Under ERISA § 502(a)(1)(B), a participant in an employee benefit plan may bring an action to recover benefits due under the terms of her plan. 29 U.S.C. § 1132(a)(1)(B). Section 502(a)(1)(B) does not itself specify a statute of limitations. The Supreme Court has held, however, that such suits are time barred if filed after the limitations period set forth in the relevant employee benefit plan, so long as the plan’s required time period is reasonable. Heimeshoff v. Hartford Life & Accident Ins. Co., 571 U.S. 99, 106–07, 134 S.Ct. 604, 187 L.Ed.2d 529 (2013); see also id. at 108, 134 S.Ct. 604 (“The principle that contractual limitations provisions ordinarily should be enforced as written is especially appropriate when enforcing an ERISA plan.”). This remains true where the plan requires a participant to file suit under § 502(a)(1)(B) within a time period after the participant has submitted “proof of loss.” Id. at 112–13, 134 S.Ct. 604.
The Policy here contains a three-year limitations period that begins to run at the time proof of loss is due or, if earlier, when received.2 The Defendants notified Arkun of this deadline on July 14, 2004, when they first determined that she was ineligible under the Policy. Arkun then appealed that determination and indicated that she would submit additional documentation in support of her appeal. On October 6, 2008, the Defendants received this additional information from Arkun and began their review. On March 20, 2009, less than six months later, the Defendants denied Arkun’s appeal and notified her of her right to seek judicial review. The district court properly reasoned that Arkun had submitted proof of loss by October 6, 2008, and that because the terms of the Policy required her to seek judicial review within three years of that date, Arkun was required to file her lawsuit by October 6, 2011. Instead, Arkun did not file suit until October 22, 2015, more than four years late.

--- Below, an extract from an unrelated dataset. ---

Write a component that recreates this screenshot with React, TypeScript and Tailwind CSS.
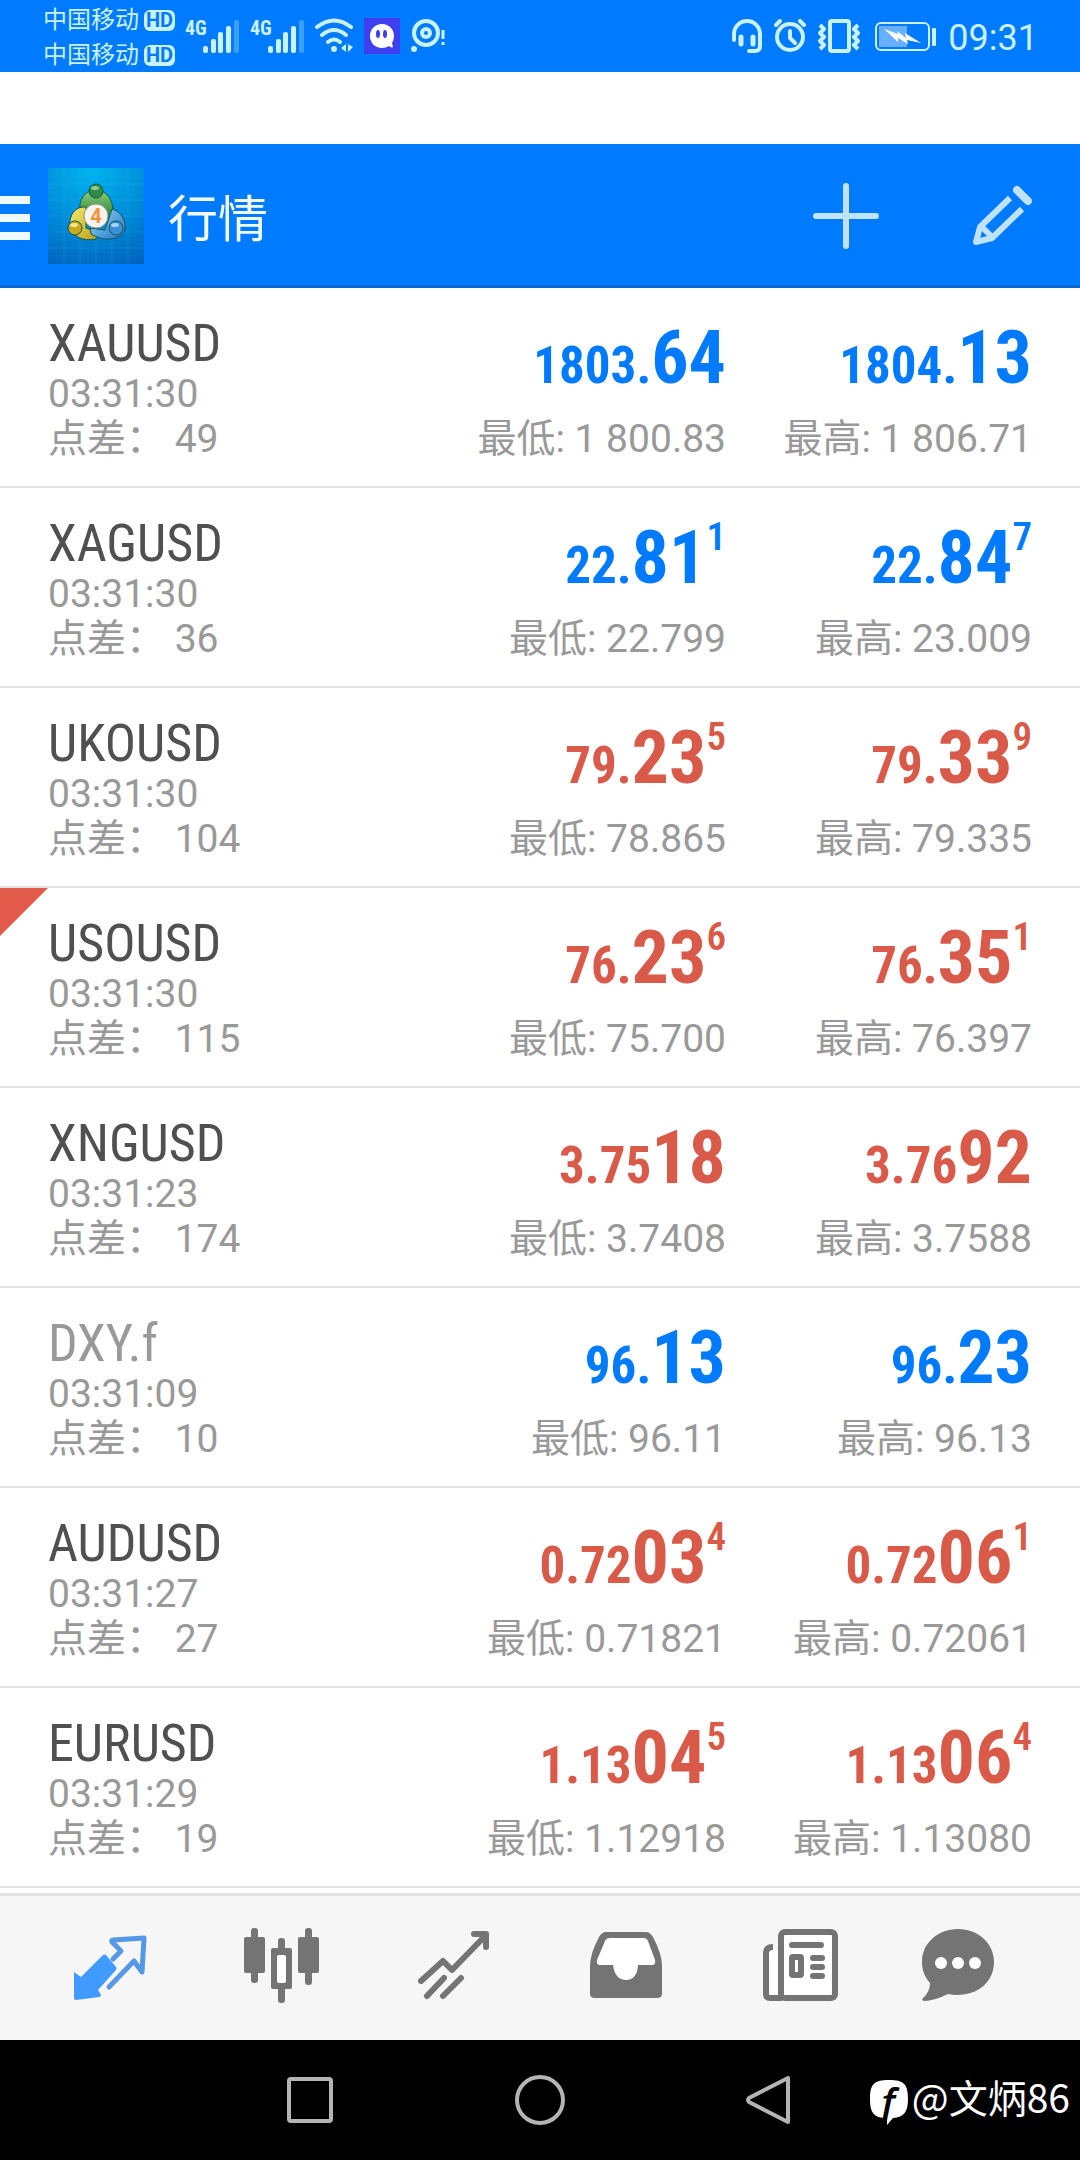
import type { ReactNode } from 'react';
import clsx from 'clsx';

interface Price {
  small: string;
  big: string;
  sup?: string;
}

interface Quote {
  symbol: string;
  time: string;
  spread: number;
  trend: 'up' | 'down';
  bid: Price;
  ask: Price;
  low: string;
  high: string;
  muted?: boolean;
  flagged?: boolean;
}

const QUOTES: Quote[] = [
  {
    symbol: 'XAUUSD', time: '03:31:30', spread: 49, trend: 'up',
    bid: { small: '1803.', big: '64' }, ask: { small: '1804.', big: '13' },
    low: '1 800.83', high: '1 806.71'
  },
  {
    symbol: 'XAGUSD', time: '03:31:30', spread: 36, trend: 'up',
    bid: { small: '22.', big: '81', sup: '1' }, ask: { small: '22.', big: '84', sup: '7' },
    low: '22.799', high: '23.009'
  },
  {
    symbol: 'UKOUSD', time: '03:31:30', spread: 104, trend: 'down',
    bid: { small: '79.', big: '23', sup: '5' }, ask: { small: '79.', big: '33', sup: '9' },
    low: '78.865', high: '79.335'
  },
  {
    symbol: 'USOUSD', time: '03:31:30', spread: 115, trend: 'down',
    bid: { small: '76.', big: '23', sup: '6' }, ask: { small: '76.', big: '35', sup: '1' },
    low: '75.700', high: '76.397', flagged: true
  },
  {
    symbol: 'XNGUSD', time: '03:31:23', spread: 174, trend: 'down',
    bid: { small: '3.75', big: '18' }, ask: { small: '3.76', big: '92' },
    low: '3.7408', high: '3.7588'
  },
  {
    symbol: 'DXY.f', time: '03:31:09', spread: 10, trend: 'up',
    bid: { small: '96.', big: '13' }, ask: { small: '96.', big: '23' },
    low: '96.11', high: '96.13', muted: true
  },
  {
    symbol: 'AUDUSD', time: '03:31:27', spread: 27, trend: 'down',
    bid: { small: '0.72', big: '03', sup: '4' }, ask: { small: '0.72', big: '06', sup: '1' },
    low: '0.71821', high: '0.72061'
  },
  {
    symbol: 'EURUSD', time: '03:31:29', spread: 19, trend: 'down',
    bid: { small: '1.13', big: '04', sup: '5' }, ask: { small: '1.13', big: '06', sup: '4' },
    low: '1.12918', high: '1.13080'
  }
];

function Carrier() {
  return (
    <div className="flex items-center gap-[5px] h-[35px]">
      <span className="text-2xl leading-none">中国移动</span>
      <span className="w-[31px] h-[21px] rounded-[6px] bg-[#c8f2ff] text-[#007aff] font-['Roboto'] font-bold text-xl leading-[21px] text-center">
        HD
      </span>
    </div>
  );
}

function Signal() {
  return (
    <div className="flex items-start h-9">
      <span className="w-[18px] font-['Roboto_Condensed'] font-bold text-xl leading-5">4G</span>
      <svg viewBox="0 0 36 36" className="w-9 h-9" fill="#c8f2ff">
        <rect x="0" y="28" width="5" height="7" rx="2" />
        <rect x="8" y="21" width="5" height="14" rx="2" />
        <rect x="15" y="14" width="5" height="21" rx="2" />
        <rect x="23" y="8" width="5" height="27" rx="2" />
        <rect x="31" y="2" width="5" height="33" rx="2" opacity="0.3" />
      </svg>
    </div>
  );
}

function StatusBar() {
  return (
    <div className="h-[72px] bg-[#007aff] text-[#c8f2ff] flex items-center pl-[43px] pr-[42px]">
      <div className="pt-[3px]">
        <Carrier />
        <Carrier />
      </div>
      <div className="flex items-center gap-[11px] ml-[10px]">
        <Signal />
        <Signal />
        <svg viewBox="0 0 38 36" className="w-[38px] h-9" fill="none" stroke="#c8f2ff" strokeWidth="4" strokeLinecap="round">
          <path d="M2 9Q19-4 36 9M7 17Q19 7 31 17M13 24Q19 19 25 24" />
          <circle cx="19" cy="31" r="3" fill="#c8f2ff" stroke="none" />
          <path d="M31 26v8l-5-4zM33 26v8l5-5z" fill="#c8f2ff" stroke="none" />
        </svg>
        <svg viewBox="0 0 36 36" className="w-9 h-9">
          <rect width="36" height="36" fill="#3d3ff0" />
          <path d="M18 6c-7 0-12 5-12 12s5 12 12 12c3 0 5-1 7-2 1 1 3 2 4 1l-1-4c1-2 2-4 2-7 0-7-5-12-12-12z" fill="#fff" />
          <ellipse cx="14" cy="16" rx="2" ry="4" fill="#3d3ff0" />
          <ellipse cx="21" cy="16" rx="2" ry="4" fill="#3d3ff0" />
        </svg>
        <svg viewBox="0 0 34 36" className="w-[34px] h-9" fill="none" stroke="#c8f2ff" strokeWidth="4">
          <circle cx="15" cy="15" r="12" />
          <circle cx="15" cy="15" r="4" />
          <circle cx="3" cy="31" r="3" fill="#c8f2ff" stroke="none" />
          <path d="M32 12v9M32 24v3" strokeWidth="3" />
        </svg>
      </div>
      <div className="flex items-center gap-[11px] ml-auto">
        <svg viewBox="0 0 30 34" className="w-[30px] h-[34px]" fill="none" stroke="#c8f2ff" strokeWidth="4" strokeLinecap="round">
          <path d="M2 21V15a13 13 0 0 1 26 0v12q0 5-5 5H17" />
          <path d="M9 18v7M21 18v7" strokeWidth="5" />
        </svg>
        <svg viewBox="0 0 34 34" className="w-[34px] h-[34px]" fill="none" stroke="#c8f2ff" strokeWidth="4" strokeLinecap="round" strokeLinejoin="round">
          <circle cx="17" cy="18" r="13" />
          <path d="M17 12v7l5 5M3 6l4-4M31 6l-4-4" />
        </svg>
        <svg viewBox="0 0 42 34" className="w-[42px] h-[34px]" fill="none" stroke="#c8f2ff" strokeWidth="4" strokeLinejoin="round">
          <rect x="12" y="2" width="19" height="30" rx="2" />
          <path d="M2 6l4 4-4 4 4 4-4 4 4 4-4 4M40 6l-4 4 4 4-4 4 4 4-4 4 4 4" strokeWidth="4" />
        </svg>
        <svg viewBox="0 0 62 30" className="w-[62px] h-[30px] ml-1">
          <rect x="1" y="2" width="53" height="27" rx="5" fill="none" stroke="#c8f2ff" strokeWidth="2" />
          <rect x="4" y="5" width="28" height="21" fill="#66b0ff" />
          <path d="M9 8l14 5-1-3 9 7-1-5 16 10-14-3 1 4-10-6v4z" fill="#fff" />
          <rect x="57" y="7" width="4" height="18" rx="1" fill="#c8f2ff" />
        </svg>
        <span className="pt-1 font-['Roboto'] text-4xl leading-10">09:31</span>
      </div>
    </div>
  );
}

function AppLogo() {
  return (
    <svg viewBox="0 0 96 96" className="w-24 h-24">
      <defs>
        <radialGradient id="logo-bg" cx="0.45" cy="0" r="1.1">
          <stop offset="0" stopColor="#00b4f0" />
          <stop offset="0.5" stopColor="#0090dc" />
          <stop offset="1" stopColor="#0064be" />
        </radialGradient>
        <linearGradient id="logo-green" x1="0" y1="0" x2="0" y2="1">
          <stop offset="0" stopColor="#8fd07a" />
          <stop offset="1" stopColor="#1f7d38" />
        </linearGradient>
        <linearGradient id="logo-yellow" x1="0" y1="0" x2="1" y2="1">
          <stop offset="0" stopColor="#f6ec72" />
          <stop offset="1" stopColor="#b89a10" />
        </linearGradient>
        <linearGradient id="logo-blue" x1="0" y1="0" x2="1" y2="1">
          <stop offset="0" stopColor="#9bd8fa" />
          <stop offset="1" stopColor="#1d74c4" />
        </linearGradient>
      </defs>
      <rect width="96" height="96" fill="url(#logo-bg)" />
      <path d="M16 0v96M32 0v96M48 0v96M64 0v96M80 0v96M0 16h96M0 32h96M0 48h96M0 64h96M0 80h96" stroke="#5cc4f4" strokeWidth="1" opacity="0.15" />
      <g stroke="#14564a" strokeWidth="1">
        <path d="M32 45C30 29 39 22 48 22s18 8 17 25l-7 4-8-13z" fill="url(#logo-green)" />
        <path d="M38 39C27 38 21 47 22 58c1 10 13 16 26 13l4-6-14-5z" fill="url(#logo-yellow)" />
        <path d="M64 41c10 3 14 12 13 20-2 10-19 14-34 5l-1-6 15 2z" fill="url(#logo-blue)" />
        <circle cx="48" cy="23" r="7" fill="#2f8b45" />
        <circle cx="27" cy="60" r="7" fill="#c8aa1c" />
        <circle cx="68" cy="60" r="7" fill="#3c8ed8" />
      </g>
      <ellipse cx="47" cy="20" rx="4" ry="2" fill="#a5dc9c" opacity="0.8" />
      <ellipse cx="26" cy="57" rx="4" ry="2" fill="#fff2a0" opacity="0.8" />
      <ellipse cx="67" cy="57" rx="4" ry="2" fill="#c4e6ff" opacity="0.8" />
      <circle cx="48" cy="48" r="12" fill="#f7f3f0" stroke="#8f9a80" />
      <text x="48" y="55" textAnchor="middle" fontFamily="'Roboto'" fontWeight="700" fontSize="20" fill="#f59238">4</text>
    </svg>
  );
}

function Header() {
  return (
    <header className="h-36 bg-[#007aff] shadow-[inset_0_-3px_0_#0a68cf] flex items-center pr-10">
      <button aria-label="菜单" className="flex flex-col gap-[10px] mr-[18px] pt-1">
        <span className="w-[30px] h-2 bg-[#eefaff]" />
        <span className="w-[30px] h-2 bg-[#eefaff]" />
        <span className="w-[30px] h-2 bg-[#eefaff]" />
      </button>
      <AppLogo />
      <h1 className="ml-6 pt-2 text-[50px] leading-[50px] text-[#f2fcff]">行情</h1>
      <button aria-label="添加" className="ml-auto mr-[50px]">
        <svg viewBox="0 0 96 96" className="w-24 h-24" stroke="#bfe2ff" strokeWidth="6" strokeLinecap="round">
          <path d="M48 18v60M18 48h60" />
        </svg>
      </button>
      <button aria-label="编辑">
        <svg viewBox="0 0 96 96" className="w-24 h-24" fill="none" stroke="#bfe2ff" strokeWidth="6" strokeLinejoin="round">
          <path d="M66 30L36 59l-4 15 16-4 30-29M37 58l11 11" />
          <path d="M73 22l11 11" strokeWidth="8" strokeLinecap="round" />
        </svg>
      </button>
    </header>
  );
}

function PriceText({ price, trend }: { price: Price; trend: Quote['trend'] }) {
  return (
    <p
      className={clsx(
        "font-['Roboto_Condensed'] font-bold text-[74px] leading-[84px] whitespace-nowrap",
        trend === 'up' ? 'text-[#007aff]' : 'text-[#da5a4a]'
      )}
    >
      <span className="text-[51px] leading-none">{price.small}</span>
      {price.big}
      {price.sup && <span className="text-[39px] leading-none font-semibold align-[33px]">{price.sup}</span>}
    </p>
  );
}

function QuoteRow({ quote }: { quote: Quote }) {
  return (
    <li className="relative h-[200px] border-b-2 border-[#e2e2e2] px-12 pt-7 flex text-[39px] leading-[45px] text-[#999]">
      {quote.flagged && (
        <svg viewBox="0 0 48 48" className="absolute left-0 top-0 w-12 h-12" fill="#e25a4a">
          <path d="M0 0h48L0 48z" />
        </svg>
      )}
      <div className="flex-1">
        <h2
          className={clsx(
            "font-['Roboto_Condensed'] text-[52px] leading-[56px]",
            quote.muted ? 'text-[#999]' : 'text-[#505050]'
          )}
        >
          {quote.symbol}
        </h2>
        <p>{quote.time}</p>
        <p>点差： {quote.spread}</p>
      </div>
      <div className="w-[306px] text-right">
        <PriceText price={quote.bid} trend={quote.trend} />
        <p className="mt-[17px]">最低: {quote.low}</p>
      </div>
      <div className="w-[306px] text-right">
        <PriceText price={quote.ask} trend={quote.trend} />
        <p className="mt-[17px]">最高: {quote.high}</p>
      </div>
    </li>
  );
}

function Tab({ label, children }: { label: string; children: ReactNode }) {
  return (
    <button aria-label={label} className="flex-1 flex justify-center">
      <svg viewBox="0 0 172 144" className="w-[172px] h-36">
        {children}
      </svg>
    </button>
  );
}

function TabBar() {
  return (
    <nav className="h-[147px] border-t-[3px] border-[#e3e3e3] bg-[#f6f6f6] px-6 flex">
      <Tab label="行情">
        <path d="M50 76L57 81 79 59Q80 58 82 59L92 71Q93 72 92 74L74 94 77 99Q77 101 75 101L52 104Q50 104 50 102Z" fill="#419bff" />
        <path d="M89 63l8-8-9-9q-1-2 1-2l31-2-2 34-8-11-25 26" fill="none" stroke="#5598e8" strokeWidth="5" strokeLinecap="round" strokeLinejoin="round" />
      </Tab>
      <Tab label="图表">
        <g fill="#747474">
          <rect x="48" y="41" width="21" height="36" rx="2" />
          <rect x="55" y="32" width="7" height="55" rx="3" />
          <rect x="102" y="41" width="21" height="36" rx="2" />
          <rect x="109" y="32" width="7" height="57" rx="3" />
          <rect x="82" y="42" width="7" height="65" rx="3" />
          <rect x="75" y="52" width="21" height="41" rx="2" />
        </g>
        <rect x="81" y="59" width="9" height="28" rx="2" fill="#fff" />
      </Tab>
      <Tab label="交易">
        <path d="M53 85l22-20 9 9 33-34M106 38h12v13M59 100l17-18M75 100l18-18" fill="none" stroke="#747474" strokeWidth="6" strokeLinecap="round" strokeLinejoin="round" />
      </Tab>
      <Tab label="历史">
        <path d="M66 36h40q4 0 7 5 9 17 9 29v28q0 4-5 4H55q-5 0-5-4V70q0-12 9-29 3-5 7-5z" fill="#747474" />
        <path d="M70 42h33q4 0 5 3l7 19q1 5-3 5H98q-1 15-12 15T73 69H60q-4 0-3-5l8-19q1-3 5-3z" fill="#fff" />
      </Tab>
      <Tab label="新闻">
        <rect x="56" y="54" width="12" height="46" fill="#fff" />
        <path d="M61 51q-7 0-7 6v41q0 4 4 4h12" fill="none" stroke="#747474" strokeWidth="6" />
        <rect x="69" y="36" width="54" height="66" rx="4" fill="#fff" stroke="#747474" strokeWidth="6" />
        <path d="M80 49h29M101 62h9M101 71h9M101 80h9" stroke="#747474" strokeWidth="6" strokeLinecap="round" />
        <rect x="80" y="61" width="9" height="18" rx="1" fill="#fff" stroke="#747474" strokeWidth="6" />
      </Tab>
      <Tab label="消息">
        <path d="M74 33c20 0 36 14 36 33s-15 33-37 33q-4 0-9-1-14 7-24 7-3-1-1-3 7-6 7-15c-5-6-8-12-8-21 0-19 16-33 36-33z" fill="#747474" />
        <circle cx="57" cy="67" r="6" fill="#fff" />
        <circle cx="74" cy="67" r="6" fill="#fff" />
        <circle cx="91" cy="67" r="6" fill="#fff" />
      </Tab>
    </nav>
  );
}

function SystemNav() {
  return (
    <div className="relative h-[120px] bg-black px-[18%] grid grid-cols-3 place-items-center">
      <button aria-label="最近任务">
        <svg viewBox="0 0 52 52" className="w-[52px] h-[52px]" fill="none" stroke="#b4b4b4" strokeWidth="4">
          <rect x="5" y="5" width="42" height="42" rx="2" />
        </svg>
      </button>
      <button aria-label="主屏幕">
        <svg viewBox="0 0 52 52" className="w-[52px] h-[52px]" fill="none" stroke="#b4b4b4" strokeWidth="4">
          <circle cx="26" cy="26" r="23" />
        </svg>
      </button>
      <button aria-label="返回">
        <svg viewBox="0 0 52 52" className="w-[52px] h-[52px]" fill="none" stroke="#b4b4b4" strokeWidth="4" strokeLinejoin="round">
          <path d="M44 4v44L5 28q-2-2 0-4z" />
        </svg>
      </button>
      <div className="absolute right-[10px] top-8 flex items-start gap-1 text-white">
        <svg viewBox="0 0 38 56" className="w-[38px] h-14">
          <path d="M19 8c15 0 19 4 19 19 0 13-4 18-15 19l-6 7V46C4 46 0 41 0 27 0 12 4 8 19 8z" fill="#fff" />
          <text x="18" y="45" textAnchor="middle" fontFamily="'Open Sans'" fontStyle="italic" fontWeight="600" fontSize="40" fill="#000">f</text>
        </svg>
        <span className="font-['Noto_Sans_CJK_SC',sans-serif] text-[39px] leading-[48px]">@文炳86</span>
      </div>
    </div>
  );
}

export default function App() {
  return (
    <div className="min-h-screen flex flex-col bg-white font-['Roboto','Noto_Sans_CJK_SC',sans-serif]">
      <StatusBar />
      <div className="h-[72px]" />
      <Header />
      <ul className="flex-1">
        {QUOTES.map((quote) => (
          <QuoteRow key={quote.symbol} quote={quote} />
        ))}
      </ul>
      <TabBar />
      <SystemNav />
    </div>
  );
}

Courts must give effect to a policy’s limitations provision unless that period is either unreasonably short or a controlling statute prevents the limitations provision from taking effect. See Heimeshoff, 571 U.S. at 109, 134 S.Ct. 604. In this case, “[n]either condition is met.” Id. Arkun had nearly two and a half years to file this lawsuit after the Defendants denied her appeal. As the district court concluded, this “period is not an unreasonably short one in which to bring a lawsuit and there is no statute governing the Policy that provides otherwise.” A. 17; see also Heimeshoff, 571 U.S. at 109, 134 S.Ct. 604 (finding “reasonable” a policy that left the claimant with one year in which to file suit following the completion of the administrative review process).
Arkun argues, however, that the three-year limitations period in the policy only applies to initial denials of a claim, and does not apply to subsequent determinations that a claimant is no longer eligible for coverage. In other words, because Defendants originally approved her claim for disability benefits, and only later determined that she was no longer eligible for continuing benefits, she asserts that the three-year limitations term does not apply. Thus, she argues, because the policy is silent as to a limitations period for subsequent denials of coverage, New York’s default six-year statute of limitations period for breach of contract claims applies. See N.Y. C.P.L.R. § 213(2).
We find this argument unpersuasive for two reasons. First, there is nothing in the plain terms of the policy itself to indicate that the three-year limitations period only applies to initial denials and not subsequent denials. Indeed, the term setting out the limitations period simply states that an action cannot be brought more than three years after the date Proof of Loss is due or received, whichever is earlier. Special A. at 34. Proof of Loss is in turn defined as “written evidence satisfactory to [defendants] that [enables claimant to assert that she is] Disabled and entitled to LTD Monthly Benefits.” Special A. at 35. Nothing in the definitions of these terms indicates that the three-year limitations period only applies to initial claims, and not subsequent reevaluations of a claimant’s eligibility. Therefore, Arkun’s submission of evidence that she remained disabled and entitled to continuing disability benefits in 2004, and on internal appeal in 2008, constitutes Proof of Loss sufficient to trigger the three-year limitations period. Second, even if we accepted Arkun’s argument that the policy does not specify a limitations period for subsequent claims, and that New York’s six-year limitations period applies, her claim would still be time-barred, because this action was not filed until October 22, 2015, more than six years after the Defendants denied her appeal on March 20, 2009.3
We have considered all of Arkun’s remaining arguments and find them to be without merit. For the foregoing reasons, the judgment of the district court is AFFIRMED.
1. An attorney appearing pro se is not ordinarily entitled to the special solicitude that courts generally extend to pro se litigants. See Tracy v. Freshwater, 623 F.3d 90, 102 (2d Cir. 2010) (“[A] lawyer representing [her]self ordinarily receives no such solicitude at all.”). Here, however, the district court afforded “the full degree of special solicitude to Arkun, whom the Court underst[ood] to have been a tax lawyer, not a litigator.” Appendix (“A”) at 14 n.3.
2. The Policy provides that: “No action at law or in equity may be brought until 60 days after Covered Persons have given us Proof of Loss and have exhausted all appeals. Such action may not be brought more than 3 years after the earlier of: 1. the date we receive Proof of Loss; or 2. the end of the period within which Proof of Loss is required to be given.” Special Appendix at 34.
3. Arkun’s submission of additional documentation in the interim period did not extend the onset of the statute of limitations here.